● **Data extract**
--- BEGIN ---
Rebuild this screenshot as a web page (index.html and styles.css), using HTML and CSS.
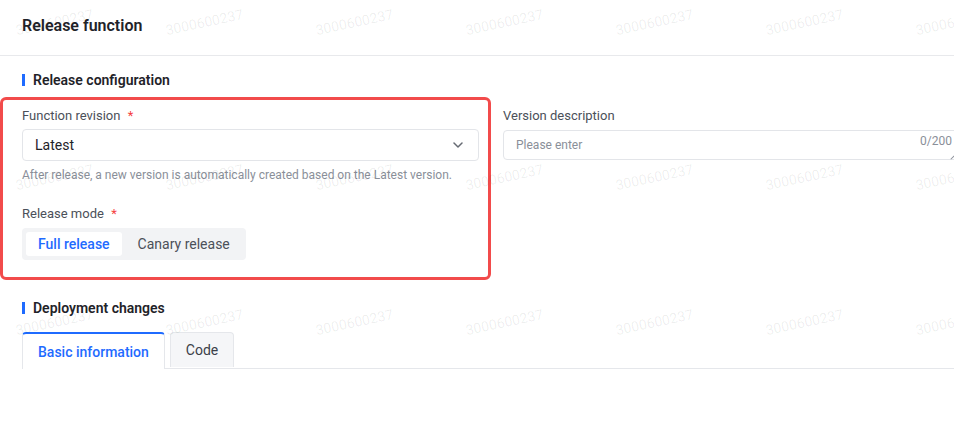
FILE: index.html
```html
<!DOCTYPE html>
<html lang="en">
<head>
    <meta charset="UTF-8">
    <meta name="viewport" content="width=device-width, initial-scale=1.0">
    <title>Release function</title>
    <link rel="stylesheet" href="styles.css">
</head>
<body>

<div class="page">
    <div class="header">
        <h1>Release function</h1>
    </div>

    <div class="content">
        <h2 class="section-title">Release configuration</h2>

        <div class="form-row">
            <!-- highlight drawn over the left column -->
            <div class="highlight"></div>

            <div class="form-col">
                <div class="form-item">
                    <label class="label">Function revision <span class="required">*</span></label>
                    <div class="select">
                        <span>Latest</span>
                        <svg class="chevron" width="10" height="6" viewBox="0 0 10 6">
                            <path d="M1 1l4 4 4-4" fill="none" stroke="#666b73" stroke-width="1.5" stroke-linecap="round" stroke-linejoin="round"/>
                        </svg>
                    </div>
                    <div class="help">After release, a new version is automatically created based on the Latest version.</div>
                </div>

                <div class="form-item">
                    <label class="label">Release mode <span class="required">*</span></label>
                    <div class="segmented">
                        <button class="segment active">Full release</button>
                        <button class="segment">Canary release</button>
                    </div>
                </div>
            </div>

            <div class="form-col wide">
                <div class="form-item">
                    <label class="label">Version description</label>
                    <div class="textarea-wrap">
                        <textarea placeholder="Please enter"></textarea>
                        <span class="counter">0/200</span>
                        <span class="resize"></span>
                    </div>
                </div>
            </div>
        </div>

        <h2 class="section-title deploy">Deployment changes</h2>

        <div class="tabs">
            <div class="tab active">Basic information</div>
            <div class="tab">Code</div>
        </div>
    </div>

    <!-- watermark layer -->
    <div class="watermark">
        <span>3000600237</span><span>3000600237</span><span>3000600237</span><span>3000600237</span><span>3000600237</span><span>3000600237</span><span>3000600237</span>
        <span>3000600237</span><span>3000600237</span><span>3000600237</span><span>3000600237</span><span>3000600237</span><span>3000600237</span><span>3000600237</span>
        <span>3000600237</span><span>3000600237</span><span>3000600237</span><span>3000600237</span><span>3000600237</span><span>3000600237</span><span>3000600237</span>
    </div>
</div>

</body>
</html>
```

FILE: styles.css
```css
body {
    margin: 0;
    font-family: Roboto, "Liberation Sans", Arial, sans-serif;
    color: #1f2329;
    background-color: #fff;
    overflow: hidden;
}
.page {
    position: relative;
    height: 423px;
    overflow: hidden;
}
.header {
    height: 56px;
    padding: 16px 22px 0;
    box-sizing: border-box;
    border-bottom: 1px solid #e8e9ec;
}
.header h1 {
    margin: 0;
    font-size: 16px;
    line-height: 20px;
    font-weight: 600;
}
.content {
    padding: 16px 0 0 22px;
}
.section-title {
    display: flex;
    align-items: center;
    margin: 0;
    font-size: 14px;
    line-height: 16px;
    font-weight: 600;
}
.section-title::before {
    content: "";
    width: 3px;
    height: 12px;
    margin-right: 8px;
    background-color: #1f6bff;
}
.section-title.deploy {
    margin-top: 40px;
}
.form-row {
    position: relative;
    display: flex;
    gap: 24px;
    margin-top: 18px;
}
.highlight {
    position: absolute;
    left: -22px;
    top: -9px;
    width: 491px;
    height: 183px;
    box-sizing: border-box;
    border: 3px solid #f24b4b;
    border-radius: 6px;
    pointer-events: none;
}
.form-col {
    width: 457px;
    flex-shrink: 0;
}
.form-item + .form-item {
    margin-top: 20px;
}
.label {
    display: block;
    font-size: 13px;
    line-height: 20px;
    color: #4b5059;
}
.required {
    color: #f53f3f;
    margin-left: 4px;
}
.select {
    display: flex;
    align-items: center;
    justify-content: space-between;
    height: 32px;
    margin-top: 3px;
    padding: 0 15px 0 12px;
    box-sizing: border-box;
    border: 1px solid #e3e5e9;
    border-radius: 4px;
    font-size: 14px;
    color: #1f2329;
}
.help {
    margin-top: 5px;
    font-size: 12px;
    line-height: 18px;
    color: #8a8f99;
}
.segmented {
    display: inline-flex;
    gap: 4px;
    margin-top: 4px;
    padding: 4px;
    background-color: #f2f3f5;
    border-radius: 4px;
}
.segment {
    height: 24px;
    padding: 0 12px;
    border: none;
    border-radius: 3px;
    background: none;
    font-family: inherit;
    font-size: 14px;
    color: #4b5059;
}
.segment.active {
    background-color: #fff;
    color: #1f6bff;
    font-weight: 500;
}
.textarea-wrap {
    position: relative;
    margin-top: 4px;
}
textarea {
    display: block;
    width: 100%;
    height: 30px;
    box-sizing: border-box;
    padding: 6px 12px;
    border: 1px solid #e3e5e9;
    border-radius: 4px;
    resize: none;
    font-family: inherit;
    font-size: 12px;
    line-height: 16px;
}
textarea::placeholder {
    color: #8a8f99;
}
.counter {
    position: absolute;
    right: 8px;
    top: 4px;
    font-size: 12px;
    color: #8a8f99;
}
.resize {
    position: absolute;
    right: 5px;
    bottom: 2px;
    width: 5px;
    height: 1px;
    background-color: #8a8f99;
    transform: rotate(-45deg);
}
.tabs {
    display: flex;
    gap: 5px;
    margin-top: 16px;
    border-bottom: 1px solid #e5e7eb;
}
.tab {
    height: 35px;
    padding: 0 15px;
    box-sizing: border-box;
    display: flex;
    align-items: center;
    border: 1px solid #e5e7eb;
    border-bottom: none;
    border-radius: 4px 4px 0 0;
    background-color: #f5f6f8;
    font-size: 14px;
    color: #3b4048;
}
.tab.active {
    height: 37px;
    margin-bottom: -1px;
    background-color: #fff;
    border-top: 2px solid #1f6bff;
    color: #1f6bff;
    font-weight: 500;
}
.watermark {
    position: absolute;
    top: 12px;
    left: 15px;
    display: grid;
    grid-template-columns: repeat(7, 150px);
    grid-template-rows: 155px 145px 20px;
    pointer-events: none;
}
.watermark span {
    font-size: 14px;
    line-height: 20px;
    color: rgba(0, 0, 0, 0.07);
    transform: rotate(-12deg);
    transform-origin: 40px 10px;
    width: 80px;
}
```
--- END ---
● **Written exercise**
Take the listing and print it again exactly, but without any pictures.

● **Exercise answer**
Rebuild this screenshot as a web page (index.html and styles.css), using HTML and CSS.
FILE: index.html
```html
<!DOCTYPE html>
<html lang="en">
<head>
    <meta charset="UTF-8">
    <meta name="viewport" content="width=device-width, initial-scale=1.0">
    <title>Release function</title>
    <link rel="stylesheet" href="styles.css">
</head>
<body>

<div class="page">
    <div class="header">
        <h1>Release function</h1>
    </div>

    <div class="content">
        <h2 class="section-title">Release configuration</h2>

        <div class="form-row">
            <!-- highlight drawn over the left column -->
            <div class="highlight"></div>

            <div class="form-col">
                <div class="form-item">
                    <label class="label">Function revision <span class="required">*</span></label>
                    <div class="select">
                        <span>Latest</span>
                        <svg class="chevron" width="10" height="6" viewBox="0 0 10 6">
                            <path d="M1 1l4 4 4-4" fill="none" stroke="#666b73" stroke-width="1.5" stroke-linecap="round" stroke-linejoin="round"/>
                        </svg>
                    </div>
                    <div class="help">After release, a new version is automatically created based on the Latest version.</div>
                </div>

                <div class="form-item">
                    <label class="label">Release mode <span class="required">*</span></label>
                    <div class="segmented">
                        <button class="segment active">Full release</button>
                        <button class="segment">Canary release</button>
                    </div>
                </div>
            </div>

            <div class="form-col wide">
                <div class="form-item">
                    <label class="label">Version description</label>
                    <div class="textarea-wrap">
                        <textarea placeholder="Please enter"></textarea>
                        <span class="counter">0/200</span>
                        <span class="resize"></span>
                    </div>
                </div>
            </div>
        </div>

        <h2 class="section-title deploy">Deployment changes</h2>

        <div class="tabs">
            <div class="tab active">Basic information</div>
            <div class="tab">Code</div>
        </div>
    </div>

    <!-- watermark layer -->
    <div class="watermark">
        <span>3000600237</span><span>3000600237</span><span>3000600237</span><span>3000600237</span><span>3000600237</span><span>3000600237</span><span>3000600237</span>
        <span>3000600237</span><span>3000600237</span><span>3000600237</span><span>3000600237</span><span>3000600237</span><span>3000600237</span><span>3000600237</span>
        <span>3000600237</span><span>3000600237</span><span>3000600237</span><span>3000600237</span><span>3000600237</span><span>3000600237</span><span>3000600237</span>
    </div>
</div>

</body>
</html>
```

FILE: styles.css
```css
body {
    margin: 0;
    font-family: Roboto, "Liberation Sans", Arial, sans-serif;
    color: #1f2329;
    background-color: #fff;
    overflow: hidden;
}
.page {
    position: relative;
    height: 423px;
    overflow: hidden;
}
.header {
    height: 56px;
    padding: 16px 22px 0;
    box-sizing: border-box;
    border-bottom: 1px solid #e8e9ec;
}
.header h1 {
    margin: 0;
    font-size: 16px;
    line-height: 20px;
    font-weight: 600;
}
.content {
    padding: 16px 0 0 22px;
}
.section-title {
    display: flex;
    align-items: center;
    margin: 0;
    font-size: 14px;
    line-height: 16px;
    font-weight: 600;
}
.section-title::before {
    content: "";
    width: 3px;
    height: 12px;
    margin-right: 8px;
    background-color: #1f6bff;
}
.section-title.deploy {
    margin-top: 40px;
}
.form-row {
    position: relative;
    display: flex;
    gap: 24px;
    margin-top: 18px;
}
.highlight {
    position: absolute;
    left: -22px;
    top: -9px;
    width: 491px;
    height: 183px;
    box-sizing: border-box;
    border: 3px solid #f24b4b;
    border-radius: 6px;
    pointer-events: none;
}
.form-col {
    width: 457px;
    flex-shrink: 0;
}
.form-item + .form-item {
    margin-top: 20px;
}
.label {
    display: block;
    font-size: 13px;
    line-height: 20px;
    color: #4b5059;
}
.required {
    color: #f53f3f;
    margin-left: 4px;
}
.select {
    display: flex;
    align-items: center;
    justify-content: space-between;
    height: 32px;
    margin-top: 3px;
    padding: 0 15px 0 12px;
    box-sizing: border-box;
    border: 1px solid #e3e5e9;
    border-radius: 4px;
    font-size: 14px;
    color: #1f2329;
}
.help {
    margin-top: 5px;
    font-size: 12px;
    line-height: 18px;
    color: #8a8f99;
}
.segmented {
    display: inline-flex;
    gap: 4px;
    margin-top: 4px;
    padding: 4px;
    background-color: #f2f3f5;
    border-radius: 4px;
}
.segment {
    height: 24px;
    padding: 0 12px;
    border: none;
    border-radius: 3px;
    background: none;
    font-family: inherit;
    font-size: 14px;
    color: #4b5059;
}
.segment.active {
    background-color: #fff;
    color: #1f6bff;
    font-weight: 500;
}
.textarea-wrap {
    position: relative;
    margin-top: 4px;
}
textarea {
    display: block;
    width: 100%;
    height: 30px;
    box-sizing: border-box;
    padding: 6px 12px;
    border: 1px solid #e3e5e9;
    border-radius: 4px;
    resize: none;
    font-family: inherit;
    font-size: 12px;
    line-height: 16px;
}
textarea::placeholder {
    color: #8a8f99;
}
.counter {
    position: absolute;
    right: 8px;
    top: 4px;
    font-size: 12px;
    color: #8a8f99;
}
.resize {
    position: absolute;
    right: 5px;
    bottom: 2px;
    width: 5px;
    height: 1px;
    background-color: #8a8f99;
    transform: rotate(-45deg);
}
.tabs {
    display: flex;
    gap: 5px;
    margin-top: 16px;
    border-bottom: 1px solid #e5e7eb;
}
.tab {
    height: 35px;
    padding: 0 15px;
    box-sizing: border-box;
    display: flex;
    align-items: center;
    border: 1px solid #e5e7eb;
    border-bottom: none;
    border-radius: 4px 4px 0 0;
    background-color: #f5f6f8;
    font-size: 14px;
    color: #3b4048;
}
.tab.active {
    height: 37px;
    margin-bottom: -1px;
    background-color: #fff;
    border-top: 2px solid #1f6bff;
    color: #1f6bff;
    font-weight: 500;
}
.watermark {
    position: absolute;
    top: 12px;
    left: 15px;
    display: grid;
    grid-template-columns: repeat(7, 150px);
    grid-template-rows: 155px 145px 20px;
    pointer-events: none;
}
.watermark span {
    font-size: 14px;
    line-height: 20px;
    color: rgba(0, 0, 0, 0.07);
    transform: rotate(-12deg);
    transform-origin: 40px 10px;
    width: 80px;
}
```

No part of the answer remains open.